-------- Dataset section

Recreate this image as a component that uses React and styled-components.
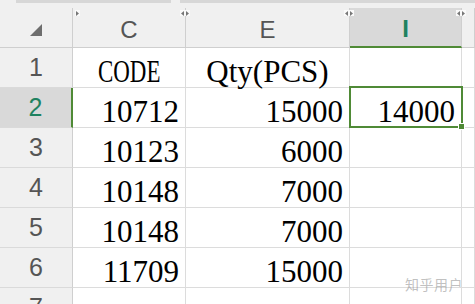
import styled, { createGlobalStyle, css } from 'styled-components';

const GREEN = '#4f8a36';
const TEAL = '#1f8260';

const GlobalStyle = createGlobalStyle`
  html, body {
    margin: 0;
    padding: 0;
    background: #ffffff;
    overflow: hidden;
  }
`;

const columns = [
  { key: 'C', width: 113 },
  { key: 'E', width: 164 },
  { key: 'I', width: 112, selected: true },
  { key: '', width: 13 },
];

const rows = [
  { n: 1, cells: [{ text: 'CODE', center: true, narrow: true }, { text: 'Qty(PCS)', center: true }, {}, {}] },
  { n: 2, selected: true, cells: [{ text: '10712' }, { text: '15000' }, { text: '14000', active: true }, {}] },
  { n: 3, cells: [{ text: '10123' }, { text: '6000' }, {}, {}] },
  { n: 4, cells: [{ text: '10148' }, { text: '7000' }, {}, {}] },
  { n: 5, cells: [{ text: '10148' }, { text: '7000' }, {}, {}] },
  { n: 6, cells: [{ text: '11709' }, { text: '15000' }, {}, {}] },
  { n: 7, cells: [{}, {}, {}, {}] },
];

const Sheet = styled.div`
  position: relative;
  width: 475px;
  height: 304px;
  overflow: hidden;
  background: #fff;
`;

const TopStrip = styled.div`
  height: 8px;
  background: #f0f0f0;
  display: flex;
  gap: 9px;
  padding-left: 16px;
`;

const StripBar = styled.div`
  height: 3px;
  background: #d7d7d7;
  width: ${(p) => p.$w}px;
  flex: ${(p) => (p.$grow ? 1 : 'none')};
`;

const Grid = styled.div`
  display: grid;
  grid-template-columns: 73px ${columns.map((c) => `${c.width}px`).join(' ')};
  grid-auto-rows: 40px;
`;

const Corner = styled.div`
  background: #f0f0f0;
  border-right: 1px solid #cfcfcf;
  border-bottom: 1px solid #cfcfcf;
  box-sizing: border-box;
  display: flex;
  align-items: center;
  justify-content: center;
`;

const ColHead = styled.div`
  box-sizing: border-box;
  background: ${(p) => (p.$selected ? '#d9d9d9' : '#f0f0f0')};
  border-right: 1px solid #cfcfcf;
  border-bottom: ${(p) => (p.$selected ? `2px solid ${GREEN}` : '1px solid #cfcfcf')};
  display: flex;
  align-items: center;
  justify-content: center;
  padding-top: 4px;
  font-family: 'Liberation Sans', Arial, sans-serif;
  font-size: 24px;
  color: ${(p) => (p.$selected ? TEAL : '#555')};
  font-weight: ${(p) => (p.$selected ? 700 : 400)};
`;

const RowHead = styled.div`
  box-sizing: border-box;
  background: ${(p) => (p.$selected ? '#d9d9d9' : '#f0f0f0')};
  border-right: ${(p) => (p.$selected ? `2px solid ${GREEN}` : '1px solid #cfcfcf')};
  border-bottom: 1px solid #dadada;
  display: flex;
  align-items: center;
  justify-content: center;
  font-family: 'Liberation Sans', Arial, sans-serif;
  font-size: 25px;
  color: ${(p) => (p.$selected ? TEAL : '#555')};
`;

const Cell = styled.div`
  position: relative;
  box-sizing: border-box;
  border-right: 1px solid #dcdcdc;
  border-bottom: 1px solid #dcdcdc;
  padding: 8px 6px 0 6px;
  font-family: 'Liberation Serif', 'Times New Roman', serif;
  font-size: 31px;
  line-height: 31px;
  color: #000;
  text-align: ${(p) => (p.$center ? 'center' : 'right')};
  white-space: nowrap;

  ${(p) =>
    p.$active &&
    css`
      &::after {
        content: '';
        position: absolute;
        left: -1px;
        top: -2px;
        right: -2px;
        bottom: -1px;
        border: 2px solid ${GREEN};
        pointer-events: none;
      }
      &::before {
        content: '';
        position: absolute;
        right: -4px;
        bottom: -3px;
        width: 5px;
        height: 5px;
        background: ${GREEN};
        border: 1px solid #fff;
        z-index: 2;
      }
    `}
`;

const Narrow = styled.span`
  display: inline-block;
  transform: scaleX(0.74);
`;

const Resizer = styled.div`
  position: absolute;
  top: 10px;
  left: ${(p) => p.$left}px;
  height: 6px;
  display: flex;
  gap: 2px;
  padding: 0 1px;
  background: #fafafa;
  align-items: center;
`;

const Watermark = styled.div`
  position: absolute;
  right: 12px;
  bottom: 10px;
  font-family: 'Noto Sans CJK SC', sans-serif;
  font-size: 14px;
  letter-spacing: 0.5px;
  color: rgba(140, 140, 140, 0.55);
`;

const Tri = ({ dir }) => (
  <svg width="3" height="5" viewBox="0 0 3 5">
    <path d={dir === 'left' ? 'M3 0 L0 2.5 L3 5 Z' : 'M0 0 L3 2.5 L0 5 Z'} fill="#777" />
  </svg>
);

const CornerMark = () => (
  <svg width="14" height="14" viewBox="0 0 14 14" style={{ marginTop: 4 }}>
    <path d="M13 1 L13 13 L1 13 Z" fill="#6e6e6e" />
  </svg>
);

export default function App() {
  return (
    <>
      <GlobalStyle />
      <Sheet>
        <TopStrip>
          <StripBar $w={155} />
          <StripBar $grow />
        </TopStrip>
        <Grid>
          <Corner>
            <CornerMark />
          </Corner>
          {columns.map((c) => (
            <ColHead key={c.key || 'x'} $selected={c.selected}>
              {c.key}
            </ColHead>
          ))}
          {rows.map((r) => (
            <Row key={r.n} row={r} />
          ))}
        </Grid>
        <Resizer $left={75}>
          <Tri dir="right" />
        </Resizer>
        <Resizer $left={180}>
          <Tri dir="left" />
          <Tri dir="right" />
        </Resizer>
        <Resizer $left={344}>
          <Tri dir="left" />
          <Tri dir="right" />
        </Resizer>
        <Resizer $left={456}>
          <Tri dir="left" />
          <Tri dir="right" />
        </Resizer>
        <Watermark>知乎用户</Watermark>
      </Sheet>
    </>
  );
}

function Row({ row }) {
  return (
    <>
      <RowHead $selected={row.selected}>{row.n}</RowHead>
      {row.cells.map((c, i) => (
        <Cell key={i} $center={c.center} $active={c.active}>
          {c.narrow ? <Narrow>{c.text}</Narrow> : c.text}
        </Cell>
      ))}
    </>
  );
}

----------------

> Short task: Set down the complete material exactly, but do not include the images.

> Task solution:
Recreate this image as a component that uses React and styled-components.
import styled, { createGlobalStyle, css } from 'styled-components';

const GREEN = '#4f8a36';
const TEAL = '#1f8260';

const GlobalStyle = createGlobalStyle`
  html, body {
    margin: 0;
    padding: 0;
    background: #ffffff;
    overflow: hidden;
  }
`;

const columns = [
  { key: 'C', width: 113 },
  { key: 'E', width: 164 },
  { key: 'I', width: 112, selected: true },
  { key: '', width: 13 },
];

const rows = [
  { n: 1, cells: [{ text: 'CODE', center: true, narrow: true }, { text: 'Qty(PCS)', center: true }, {}, {}] },
  { n: 2, selected: true, cells: [{ text: '10712' }, { text: '15000' }, { text: '14000', active: true }, {}] },
  { n: 3, cells: [{ text: '10123' }, { text: '6000' }, {}, {}] },
  { n: 4, cells: [{ text: '10148' }, { text: '7000' }, {}, {}] },
  { n: 5, cells: [{ text: '10148' }, { text: '7000' }, {}, {}] },
  { n: 6, cells: [{ text: '11709' }, { text: '15000' }, {}, {}] },
  { n: 7, cells: [{}, {}, {}, {}] },
];

const Sheet = styled.div`
  position: relative;
  width: 475px;
  height: 304px;
  overflow: hidden;
  background: #fff;
`;

const TopStrip = styled.div`
  height: 8px;
  background: #f0f0f0;
  display: flex;
  gap: 9px;
  padding-left: 16px;
`;

const StripBar = styled.div`
  height: 3px;
  background: #d7d7d7;
  width: ${(p) => p.$w}px;
  flex: ${(p) => (p.$grow ? 1 : 'none')};
`;

const Grid = styled.div`
  display: grid;
  grid-template-columns: 73px ${columns.map((c) => `${c.width}px`).join(' ')};
  grid-auto-rows: 40px;
`;

const Corner = styled.div`
  background: #f0f0f0;
  border-right: 1px solid #cfcfcf;
  border-bottom: 1px solid #cfcfcf;
  box-sizing: border-box;
  display: flex;
  align-items: center;
  justify-content: center;
`;

const ColHead = styled.div`
  box-sizing: border-box;
  background: ${(p) => (p.$selected ? '#d9d9d9' : '#f0f0f0')};
  border-right: 1px solid #cfcfcf;
  border-bottom: ${(p) => (p.$selected ? `2px solid ${GREEN}` : '1px solid #cfcfcf')};
  display: flex;
  align-items: center;
  justify-content: center;
  padding-top: 4px;
  font-family: 'Liberation Sans', Arial, sans-serif;
  font-size: 24px;
  color: ${(p) => (p.$selected ? TEAL : '#555')};
  font-weight: ${(p) => (p.$selected ? 700 : 400)};
`;

const RowHead = styled.div`
  box-sizing: border-box;
  background: ${(p) => (p.$selected ? '#d9d9d9' : '#f0f0f0')};
  border-right: ${(p) => (p.$selected ? `2px solid ${GREEN}` : '1px solid #cfcfcf')};
  border-bottom: 1px solid #dadada;
  display: flex;
  align-items: center;
  justify-content: center;
  font-family: 'Liberation Sans', Arial, sans-serif;
  font-size: 25px;
  color: ${(p) => (p.$selected ? TEAL : '#555')};
`;

const Cell = styled.div`
  position: relative;
  box-sizing: border-box;
  border-right: 1px solid #dcdcdc;
  border-bottom: 1px solid #dcdcdc;
  padding: 8px 6px 0 6px;
  font-family: 'Liberation Serif', 'Times New Roman', serif;
  font-size: 31px;
  line-height: 31px;
  color: #000;
  text-align: ${(p) => (p.$center ? 'center' : 'right')};
  white-space: nowrap;

  ${(p) =>
    p.$active &&
    css`
      &::after {
        content: '';
        position: absolute;
        left: -1px;
        top: -2px;
        right: -2px;
        bottom: -1px;
        border: 2px solid ${GREEN};
        pointer-events: none;
      }
      &::before {
        content: '';
        position: absolute;
        right: -4px;
        bottom: -3px;
        width: 5px;
        height: 5px;
        background: ${GREEN};
        border: 1px solid #fff;
        z-index: 2;
      }
    `}
`;

const Narrow = styled.span`
  display: inline-block;
  transform: scaleX(0.74);
`;

const Resizer = styled.div`
  position: absolute;
  top: 10px;
  left: ${(p) => p.$left}px;
  height: 6px;
  display: flex;
  gap: 2px;
  padding: 0 1px;
  background: #fafafa;
  align-items: center;
`;

const Watermark = styled.div`
  position: absolute;
  right: 12px;
  bottom: 10px;
  font-family: 'Noto Sans CJK SC', sans-serif;
  font-size: 14px;
  letter-spacing: 0.5px;
  color: rgba(140, 140, 140, 0.55);
`;

const Tri = ({ dir }) => (
  <svg width="3" height="5" viewBox="0 0 3 5">
    <path d={dir === 'left' ? 'M3 0 L0 2.5 L3 5 Z' : 'M0 0 L3 2.5 L0 5 Z'} fill="#777" />
  </svg>
);

const CornerMark = () => (
  <svg width="14" height="14" viewBox="0 0 14 14" style={{ marginTop: 4 }}>
    <path d="M13 1 L13 13 L1 13 Z" fill="#6e6e6e" />
  </svg>
);

export default function App() {
  return (
    <>
      <GlobalStyle />
      <Sheet>
        <TopStrip>
          <StripBar $w={155} />
          <StripBar $grow />
        </TopStrip>
        <Grid>
          <Corner>
            <CornerMark />
          </Corner>
          {columns.map((c) => (
            <ColHead key={c.key || 'x'} $selected={c.selected}>
              {c.key}
            </ColHead>
          ))}
          {rows.map((r) => (
            <Row key={r.n} row={r} />
          ))}
        </Grid>
        <Resizer $left={75}>
          <Tri dir="right" />
        </Resizer>
        <Resizer $left={180}>
          <Tri dir="left" />
          <Tri dir="right" />
        </Resizer>
        <Resizer $left={344}>
          <Tri dir="left" />
          <Tri dir="right" />
        </Resizer>
        <Resizer $left={456}>
          <Tri dir="left" />
          <Tri dir="right" />
        </Resizer>
        <Watermark>知乎用户</Watermark>
      </Sheet>
    </>
  );
}

function Row({ row }) {
  return (
    <>
      <RowHead $selected={row.selected}>{row.n}</RowHead>
      {row.cells.map((c, i) => (
        <Cell key={i} $center={c.center} $active={c.active}>
          {c.narrow ? <Narrow>{c.text}</Narrow> : c.text}
        </Cell>
      ))}
    </>
  );
}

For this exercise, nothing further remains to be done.